In case of Containership Business, our core business, exports from China to the U.S. or E.U dominate a very large share in each service and so as long as the economy in the U.S. or E.U. is positive, we will be able to enjoy fairly good cargo movement from China, or any other Asian region. In that sense, I see this business as continuing in a favorable trend during Fiscal 2005.

<Business Strategy 1. Containerships>

As section-wise business conditions seem to have been explained adequately by now, I will just briefly touch on some characteristic points.

In Containership Business, the same as in Fiscal 2003 and 2004, cargo flow growth is forecasted at over 10% in Asia-North America and Asia-Europe trades, thanks to stable economies in each area as described previously.

On one hand, in viewing vessel supply, there once seemed to be a so-called 2006 concern that giant containerships were intensively delivered within 2006 to cause enormous gap in supply and demand. As far as we see now, that is no longer a serious problem, and rather, even in 2006, supply and demand situation will be continuously balanced.

In this environment, the most critical point is trend of freight levels. As commented in this slide, for us carriers there are various cost increase factors, so we believe every carrier will be trying very hard to ask customers to share cost increases, and also the costs for replacements to maintain services in the future. Therefore, we should never see another heated rate-cutting war as we once had, and prospect that reasonable freight rate restoration will be realized.

Our customers, mainly manufacturers, have strong intentions for long-term stable purchases, and so they recently tend to appreciate multiple-year contracts, for which we ourselves would like to increase the ratio.

<Business Strategy 2. Coal & Iron Ore Carriers>

This is an area that is recently drawing attention from various media with world crude steel production exceeding over 1 billion tons per year, and still growing, which reflects positive trends in the overall global economy. Going along with this trend, cargo volume of iron ore and coking coal has been extended remarkably.

Our expectation is that cargo movement will increase by 40 million tons year-by-year while vessel capacity growth is almost matching that. So, at least for a few more years, we will be able to enjoy a firm market level.

Considering these backgrounds, we will continue with positive investments, especially for Cape-size bulkers to become major carriers of those products in world markets.
Furthermore, not only in the domestic market in Japan, where we see a plateau in demand growth in general, but also in overseas markets, we are going forward to expand our business, and strengthen business bases especially in Singapore and Europe.

<Business Strategy 3. General Bulk Carriers>

As shown here, demand for major cargoes in this division---grain or coal---is also expected to be steady or at least no substantial change within fiscal 2005.

In the area of woodchip carriers, paper mills in Japan have plans to start production in China, which will not be realized within fiscal 2005, but will bring about strong demand in the future, and we are trying to enter into such projects.

At any rate, market for smaller bulkers is supposed to be pulled by Cape-size market, Panamax, or smaller type, even handy bulker market is expected to move but be rather stable.

<Business Strategy 4. Car Carrier Business>

In the sector of Car Carrier Business, world car sales are expanding year-by-year, which is around 60 million cars annually at present.

Nowadays many Japanese automobile manufacturers continue to transfer their plants abroad, which in a sense is reducing volume of seaborne cargo, but we expect their plants will increase exports out of each country to surrounding areas, like Southeast Asian region, Eastern Europe, South Africa, or South American countries.
This trend has already started and has been becoming stronger and stronger.

Moreover, we are continuing with expansion of our service network, not only in completed car transport by PCTC's, but also in service by RO/RO carriers.

Off-shore trades are expected to grow the most, so the same as in the bulk carrier section, our business expansion overseas becomes more and more of an important factor, and human resources as well as any other resources must also be strengthened,

<Business Strategy 5. LNG Carriers>

In LNG sector, contracts are made for very long-terms, and work for a new project takes a long time.

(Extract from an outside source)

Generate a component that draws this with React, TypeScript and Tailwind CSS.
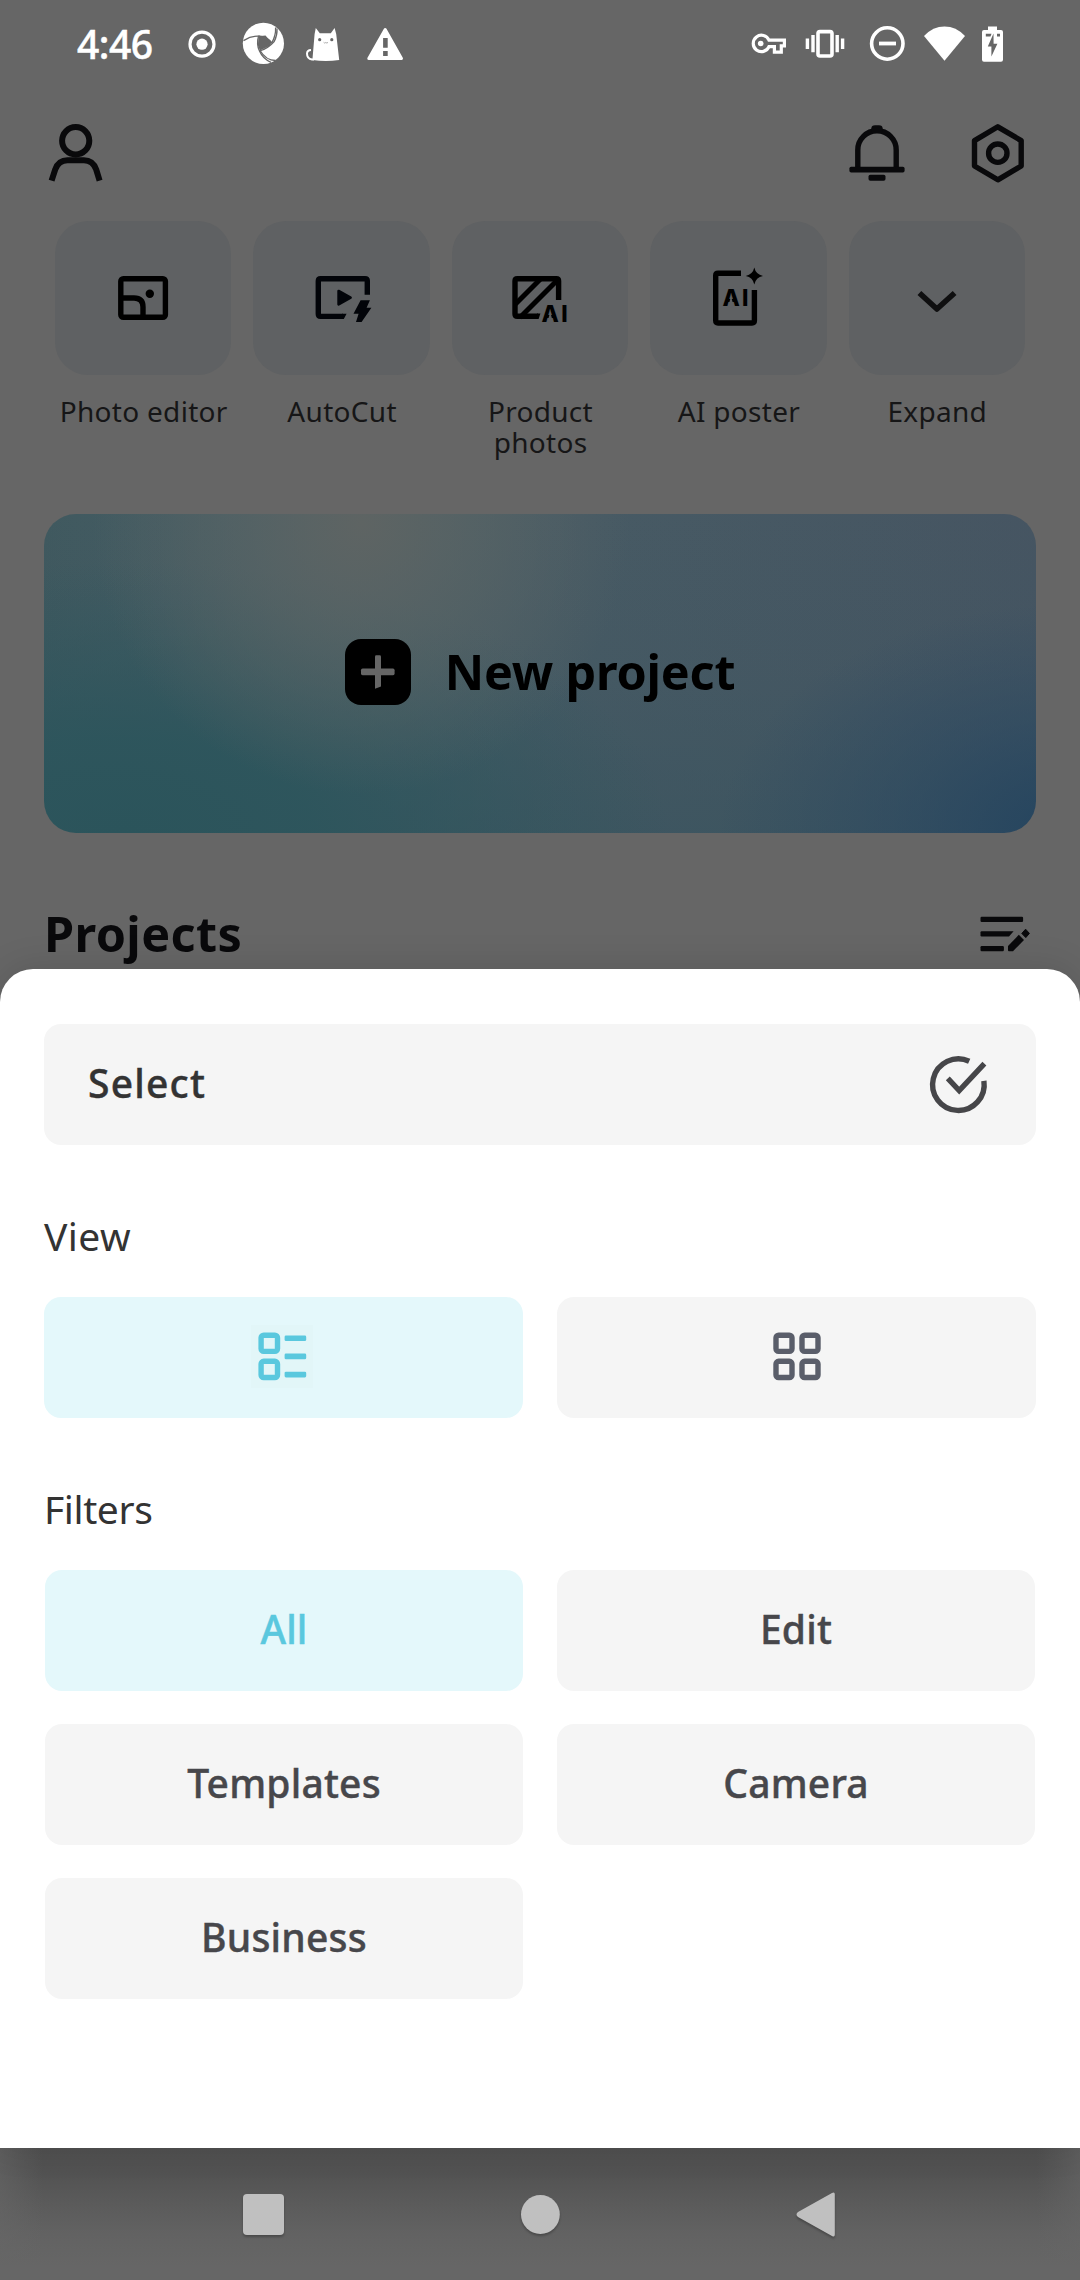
import type { ReactNode } from 'react';

type IconProps = {
  box: [number, number, number, number];
  className?: string;
  children: ReactNode;
};

function Icon({ box, className = '', children }: IconProps) {
  return (
    <svg
      viewBox={box.join(' ')}
      width={box[2]}
      height={box[3]}
      fill="none"
      stroke="currentColor"
      strokeWidth={5.4}
      className={`block shrink-0 overflow-visible ${className}`}
    >
      {children}
    </svg>
  );
}

function StatusBar() {
  return (
    <div className="flex h-[87px] items-center justify-between pr-[76px] pl-[77px] text-white">
      <div className="flex h-full items-center">
        <span className="w-[77px] text-[39px] leading-[48px] font-medium tracking-[-0.5px] [-webkit-text-stroke:0.5px_white]">4:46</span>
        <Icon box={[188, 29, 28, 28]} className="ml-[34px]">
          <circle cx="202" cy="43.2" r="12" strokeWidth="3.2" />
          <circle cx="202" cy="43.2" r="5.6" fill="currentColor" stroke="none" />
        </Icon>
        <Icon box={[242, 22, 44, 44]} className="ml-[26px]">
          <circle cx="263.4" cy="43.4" r="20.6" fill="currentColor" stroke="none" />
          <path
            d="M258.5 36.2 L265.5 35.6 L271.5 42.6 L269.8 45.8 L260 50.6 L257.9 45.5 Z"
            fill="#666666"
            stroke="none"
          />
          <g stroke="#666666" strokeWidth="1.3">
            <path d="M243.5 40.6 Q251.5 35.5 259.5 36.2" />
            <path d="M258.5 36.2 Q256.2 44.5 259.5 51 Q263 59 271 62.3" />
            <path d="M260 50.5 Q266 60.5 275.5 60.5" />
            <path d="M258.5 36 Q267 36.5 271.8 43" />
            <path d="M271.6 43 Q276 36 275.6 27.5" />
            <path d="M259.6 51 Q268 48.5 274.2 41.5 Q277.5 35 277 28.5" />
          </g>
        </Icon>
        <Icon box={[305, 26, 36, 36]} className="ml-[19px]">
          <path
            d="M315.8 28 L319.8 33.2 H330.8 L334.6 28 L336.2 34 L339.2 60 Q326 62 312.4 60 L314.6 34 Z"
            fill="currentColor"
            stroke="none"
          />
          <path d="M314 59.5 H312 Q307 58.8 307 53.5 Q307.2 50.2 311 50" strokeWidth="2" />
          <g fill="#666666" stroke="none">
            <circle cx="319.7" cy="39.7" r="1.6" />
            <circle cx="331.8" cy="39.7" r="1.6" />
          </g>
          <path d="M323.6 42.3 Q324.8 43.8 325.8 42.5 Q327 43.8 328 42.3" stroke="#999999" strokeWidth="0.8" />
        </Icon>
        <Icon box={[366, 26, 38, 34]} className="ml-[25px]">
          <path
            d="M385.2 28.5 L401.5 57.5 H368.8 Z"
            fill="currentColor"
            strokeWidth="3"
            strokeLinejoin="round"
          />
          <path d="M385.4 37 V46.7 M385.4 50 V55" stroke="#666666" strokeWidth="4.6" />
        </Icon>
      </div>
      <div className="flex h-full items-center">
        <Icon box={[750, 26, 37, 34]}>
          <path
            d="M769 39.2 H784.4 V44.8 H781.3 V51.2 H774.4 V45.6 H769 A8.2 8.2 0 1 1 769 39.2 Z"
            strokeWidth="3.2"
          />
          <circle cx="760.7" cy="42.5" r="2.8" fill="currentColor" stroke="none" />
        </Icon>
        <Icon box={[805, 26, 40, 34]} className="ml-[18px]">
          <rect x="818" y="30.6" width="14" height="24.4" rx="2" strokeWidth="3.6" />
          <path d="M813 34 V51.2 M837.2 34 V51.2 M807.4 37.5 V48 M842.6 37.5 V48" strokeWidth="3.4" />
        </Icon>
        <Icon box={[869, 24, 37, 37]} className="ml-[24px]">
          <circle cx="887.3" cy="42.5" r="15.7" strokeWidth="3.6" />
          <path d="M879 42.5 H896" strokeWidth="3.8" />
        </Icon>
        <Icon box={[923, 24, 43, 37]} className="ml-[17px]">
          <path d="M924 35 Q933 25.6 944.5 25.6 Q956 25.6 965 35 L944.5 59.8 Z" fill="currentColor" stroke="none" />
        </Icon>
        <Icon box={[980, 24, 24, 38]} className="ml-[14px]">
          <path
            d="M988 25.5 H997 V29 H1001 Q1003 29 1003 31 V58.8 Q1003 60.8 1001 60.8 H984 Q982 60.8 982 58.8 V31 Q982 29 984 29 H988 Z"
            fill="currentColor"
            stroke="none"
          />
          <path
            d="M993.5 32.5 L987.8 45.6 H991.4 V55.5 L997.4 42.8 H993.6 Z M985.8 32.8 H991.5 L990.5 35.6 H985.8 Z M997 32.8 H1000 V35.6 H997 Z"
            fill="#666666"
            stroke="none"
          />
        </Icon>
      </div>
    </div>
  );
}

function Header() {
  return (
    <header className="flex h-[134px] items-start justify-between pt-[36px] pr-[54px] pl-[48px] text-[#09090b]">
      <Icon box={[48, 123, 56, 60]}>
        <ellipse cx="75.7" cy="140.7" rx="13.6" ry="13.7" strokeWidth="6" />
        <path d="M51.6 180.6 L55.2 169.5 Q58.6 160.3 67.5 160.3 H83.9 Q92.8 160.3 96.2 169.5 L99.6 180.6" strokeWidth="6" />
      </Icon>
      <div className="flex gap-[64px]">
        <Icon box={[848, 123, 58, 60]}>
          <path d="M857.8 168 V150 A19.2 19.2 0 0 1 896.2 150 V168" />
          <rect x="849.4" y="166.8" width="55.2" height="5.8" rx="1.8" fill="currentColor" stroke="none" />
          <rect x="868.5" y="174.8" width="17" height="6" rx="1.8" fill="currentColor" stroke="none" />
          <path d="M871.3 132 V128.5 Q871.5 125.2 875 125.2 H879 Q882.5 125.2 882.7 128.5 V132 Z" fill="currentColor" stroke="none" />
        </Icon>
        <Icon box={[970, 123, 56, 60]}>
          <path
            d="M997.8 126.8 L1021.2 140.6 V166 L997.8 179.8 L974.5 166 V140.6 Z"
            strokeLinejoin="round"
          />
          <circle cx="997.8" cy="153.2" r="9.2" />
        </Icon>
      </div>
    </header>
  );
}

const aiLetters = "font-['Inter',sans-serif] text-[22.5px] font-extrabold";

const tools = [
  {
    label: 'Photo editor',
    icon: (
      <Icon box={[55, 221, 176, 154]}>
        <rect x="120.8" y="278.7" width="44.6" height="38.6" rx="2.5" />
        <path d="M120.8 298 H134 Q143 298 143 307 V317" />
        <circle cx="149.8" cy="293.7" r="4.2" fill="currentColor" stroke="none" />
      </Icon>
    ),
  },
  {
    label: 'AutoCut',
    icon: (
      <Icon box={[253, 221, 177, 154]} className="text-[#020409]">
        <path d="M367.3 294.8 V281 Q367.3 278.7 365 278.7 H320.6 Q318.3 278.7 318.3 281 V314 Q318.3 316.4 320.6 316.4 H343" />
        <path d="M342 313.8 H346.6 L343.8 319 H342 Z" fill="currentColor" stroke="none" />
        <path d="M338.6 291 L350.6 297.6 L338.6 304.3 Z" fill="currentColor" strokeWidth="2.6" strokeLinejoin="round" />
        <path
          d="M360.6 300.2 H369.9 L366.6 307.8 H371.4 L361.6 322 H356 L358.6 313.8 H353.5 Z"
          fill="currentColor"
          stroke="none"
        />
      </Icon>
    ),
  },
  {
    label: 'Product photos',
    icon: (
      <Icon box={[452, 221, 176, 154]}>
        <path d="M558.6 300 V281 Q558.6 278.7 556.3 278.7 H517.3 Q515 278.7 515 281 V314 Q515 316.3 517.3 316.3 H538" />
        <path d="M537 313.6 H540.4 L538.6 319 H537 Z" fill="currentColor" stroke="none" />
        <path d="M515.5 304 L540.5 279 M520 317.5 L558 279.5" strokeWidth="5" />
        <text x="541.6" y="322" textLength="26" lengthAdjust="spacing" fill="currentColor" stroke="none" className={aiLetters}>AI</text>
        <path d="M550.2 312 L547.2 323 H553.2 Z" fill="#5f6163" stroke="none" />
      </Icon>
    ),
  },
  {
    label: 'AI poster',
    icon: (
      <Icon box={[650, 221, 177, 154]}>
        <path d="M741 273.2 H718 Q715.7 273.2 715.7 275.5 V320.6 Q715.7 323 718 323 H752 Q754.4 323 754.4 320.6 V290" />
        <path d="M754.3 267.6 Q755.8 274.5 763 276 Q755.8 277.5 754.3 284.4 Q752.8 277.5 745.8 276 Q752.8 274.5 754.3 267.6 Z" fill="currentColor" stroke="none" />
        <text x="722.4" y="306.2" textLength="26" lengthAdjust="spacing" fill="currentColor" stroke="none" className={aiLetters}>AI</text>
        <path d="M731 296.2 L728 307.2 H734 Z" fill="#5f6163" stroke="none" />
      </Icon>
    ),
  },
  {
    label: 'Expand',
    icon: (
      <Icon box={[849, 221, 176, 154]} className="text-[#0f0f10]">
        <path d="M919.4 293 L936.9 309 L954.6 293" strokeWidth="5.6" strokeLinejoin="round" />
      </Icon>
    ),
  },
];

function ToolRow() {
  return (
    <div className="grid grid-cols-5 gap-[22px] px-[55px]">
      {tools.map((tool) => (
        <div key={tool.label} className="flex flex-col items-center">
          <div className="flex h-[154px] w-full items-center justify-center rounded-[33px] bg-[#5f6163] text-black">
            {tool.icon}
          </div>
          <span className="mt-[21px] block h-[62px] pl-px text-center text-[28px] leading-[31px] font-normal tracking-[0.3px] text-[#161617]">
            {tool.label}
          </span>
        </div>
      ))}
    </div>
  );
}

function NewProject() {
  return (
    <div className="mx-[44px] mt-[56px] flex h-[319px] items-center justify-center gap-[34px] rounded-[32px] bg-[radial-gradient(ellipse_27%_85%_at_32%_3%,#5e6463_0%,#5a6464b3_40%,#5e646300_100%),radial-gradient(ellipse_55%_85%_at_8%_100%,#2b545b_0%,#2c555ce6_35%,#2d555b00_100%),radial-gradient(ellipse_36%_72%_at_104%_100%,#24445f_0%,#27466180_50%,#26446000_100%),linear-gradient(180deg,#3a545f00_0%,#3a545f33_50%,#3a545fb3_100%),linear-gradient(90deg,#40595f_0%,#4a6068_30%,#475a64_55%,#465562_100%)]">
      <Icon box={[344, 639, 66, 66]} className="mb-[4px] rounded-[16px] bg-black text-[#666666]">
        <rect x="360" y="668.6" width="33.6" height="6.6" rx="1.6" fill="currentColor" stroke="none" />
        <path d="M374 656.5 Q374 655.2 375.3 655.2 H378.6 Q380 655.2 380 656.5 V686.6 L374 688.8 Z" fill="currentColor" stroke="none" />
      </Icon>
      <span className="mb-[6px] text-[48.5px] leading-[60px] font-bold tracking-[-0.2px] text-black">New project</span>
    </div>
  );
}

function ProjectsBar() {
  return (
    <div className="mt-[71px] flex h-[60px] items-center justify-between pr-[49px] pl-[44px] text-[#09090b]">
      <h1 className="mb-[2px] text-[48.5px] leading-[60px] font-bold tracking-[0.4px]">Projects</h1>
      <Icon box={[980, 905, 51, 60]}>
        <g fill="currentColor" stroke="none">
          <rect x="980.5" y="917.8" width="42.6" height="5.2" rx="1.2" />
          <path d="M981.7 932.3 H1013.6 L1009 937.5 H981.7 Q980.5 937.5 980.5 936.3 V933.5 Q980.5 932.3 981.7 932.3 Z" />
          <rect x="980.5" y="947" width="23.4" height="5.2" rx="1.2" />
          <path d="M1008 947 L1018.8 935.8 L1024 941 L1013 952.2 H1009 Q1008 952.2 1008 951.2 Z" />
          <path d="M1021.8 934.4 L1025.6 930.2 L1029.4 934.4 L1025.8 938.6 Z" strokeWidth="1" stroke="currentColor" strokeLinejoin="round" />
        </g>
      </Icon>
    </div>
  );
}

const filters = ['All', 'Edit', 'Templates', 'Camera', 'Business'];

function OptionsSheet() {
  return (
    <section className="relative -mt-px h-[1179px] rounded-t-[33px] bg-white px-[44px] pt-[55px] shadow-[0_-2px_36px_rgba(0,0,0,0.12)]">
      <button className="flex h-[121px] w-full items-center justify-between rounded-[17px] bg-[#f5f5f5] pr-[48px] pl-[44px] text-[#333333]">
        <span className="pb-[3px] text-[39px] leading-[50px] font-medium tracking-[1.2px] [-webkit-text-stroke:0.4px_#333333]">Select</span>
        <Icon box={[930, 1056, 58, 58]} className="text-[#464649]">
          <path d="M969.2 1061.2 A25.8 25.8 0 1 0 983.9 1080.8" />
          <path d="M947.8 1078.4 L959.2 1090.6 L984.4 1063.6" />
        </Icon>
      </button>

      <h2 className="mt-[66px] text-[39px] leading-[50px] font-normal tracking-[0.4px] text-[#333333]">View</h2>
      <div className="mt-[36px] grid grid-cols-2 gap-[34px]">
        <div className="flex h-[121px] items-center justify-center rounded-[17px] bg-[#e4f8fb] pr-[3px] pb-[2px] text-[#5ac8de]">
          <Icon box={[251, 1324.5, 62, 63]} className="bg-[#e2f6f8]">
            <rect x="261.1" y="1334.7" width="16.4" height="16.2" rx="2.6" />
            <rect x="261.1" y="1360.8" width="16.4" height="16.2" rx="2.6" />
            <g fill="currentColor" stroke="none">
              <rect x="284.6" y="1335" width="21.6" height="5.6" rx="1.4" />
              <rect x="284.6" y="1353" width="21.6" height="5.8" rx="1.4" />
              <rect x="284.6" y="1371.2" width="21.6" height="5.8" rx="1.4" />
            </g>
          </Icon>
        </div>
        <div className="flex h-[121px] items-center justify-center rounded-[17px] bg-[#f5f5f5] pb-[2px] text-[#5a5e6a]">
          <Icon box={[766, 1324.5, 62, 63]}>
            <rect x="776" y="1334.7" width="16" height="16.2" rx="2.6" />
            <rect x="802" y="1334.7" width="16" height="16.2" rx="2.6" />
            <rect x="776" y="1360.8" width="16" height="16.2" rx="2.6" />
            <rect x="802" y="1360.8" width="16" height="16.2" rx="2.6" />
          </Icon>
        </div>
      </div>

      <h2 className="mt-[66px] text-[39px] leading-[50px] font-normal tracking-[-0.4px] text-[#333333]">Filters</h2>
      <div className="mx-px mt-[36px] grid grid-cols-2 gap-x-[34px] gap-y-[33px]">
        {filters.map((name) => (
          <button
            key={name}
            className={
              name === 'All'
                ? 'h-[121px] rounded-[17px] bg-[#e4f8fb] pb-[4px] text-[39px] leading-[50px] font-medium tracking-[0.2px] text-[#5ac8de] [-webkit-text-stroke:0.5px_#5ac8de]'
                : 'h-[121px] rounded-[17px] bg-[#f5f5f5] pb-[4px] text-[39px] leading-[50px] font-medium tracking-[0.2px] text-[#47474b] [-webkit-text-stroke:0.4px_#47474b]'
            }
          >
            {name}
          </button>
        ))}
      </div>
    </section>
  );
}

function NavigationBar() {
  return (
    <nav className="flex h-[132px] items-center bg-[linear-gradient(90deg,#66666699_0%,#66666600_4%,#66666600_96%,#66666699_100%),linear-gradient(180deg,#505050_0%,#525252_18%,#5a5a5a_40%,#626262_65%,#666666_90%)] pt-[2px] pl-[243px] text-[#c0c0c0]">
      <Icon box={[243, 2192, 42, 46]} className="drop-shadow-[0_2px_1px_rgba(0,0,0,0.25)]">
        <rect x="243" y="2194" width="41" height="41" rx="4" fill="currentColor" stroke="none" />
      </Icon>
      <Icon box={[520, 2192, 41, 46]} className="ml-[235px] drop-shadow-[0_2px_1px_rgba(0,0,0,0.25)]">
        <circle cx="540.4" cy="2214.5" r="19.4" fill="currentColor" stroke="none" />
      </Icon>
      <Icon box={[796, 2192, 40, 46]} className="ml-[235px] drop-shadow-[0_2px_1px_rgba(0,0,0,0.25)]">
        <path d="M834.8 2194.4 V2234.6 Q834.8 2237.6 832 2236 L798 2217 Q795 2214.5 798 2212 L832 2193 Q834.8 2191.4 834.8 2194.4 Z" fill="currentColor" stroke="none" />
      </Icon>
    </nav>
  );
}

export default function App() {
  return (
    <div className="h-[2280px] w-[1080px] overflow-hidden bg-[#666666] font-['Noto_Sans',sans-serif]">
      <StatusBar />
      <Header />
      <main className="h-[749px]">
        <ToolRow />
        <NewProject />
        <ProjectsBar />
      </main>
      <OptionsSheet />
      <NavigationBar />
    </div>
  );
}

So, although in the long view, LNG demand is prospected to increase remarkably, and we are aggressively working to secure new business, because of it taking a long time to bear fruit, Fiscal 2005 is expected to just go along with our present plans.

<Business Strategy 6. Thermal Coal Carriers>
Thermal coal consumption in Japan is expected to peak out at around 70 to 75 million tons per year, but according to our customers, their needs seem to be steady for the future. So, this is not an area of sharp expansion, but stable demand will continue. We will continue trying our best to provide better services to our customers with our Corona type fleet.

<Business Strategy 7. Tankers>

In regard to crude oil tankers, it is very difficult to make forecasts in such a volatile market; however, if we continue to see the world economic situation as positive overall, and especially demand from China stays at a high level for at least a few more years, average market level will be favorable.

In our long-term management plan, as we have been stressing for a long time, we intend to enhance our non-container sectors, especially energy transport business, so we are planning to enlarge our VLCC fleet from 4 to 10 vessels.

In this business area, we are seeking for long-term stable contracts based on long-term relationships with customers. Based on such contracts, we would also like to hold some extra fleet for the spot market; however, we are now still in the stage of obtaining long-term contracts to form our desired foundation.

Thank you very much for joining us today.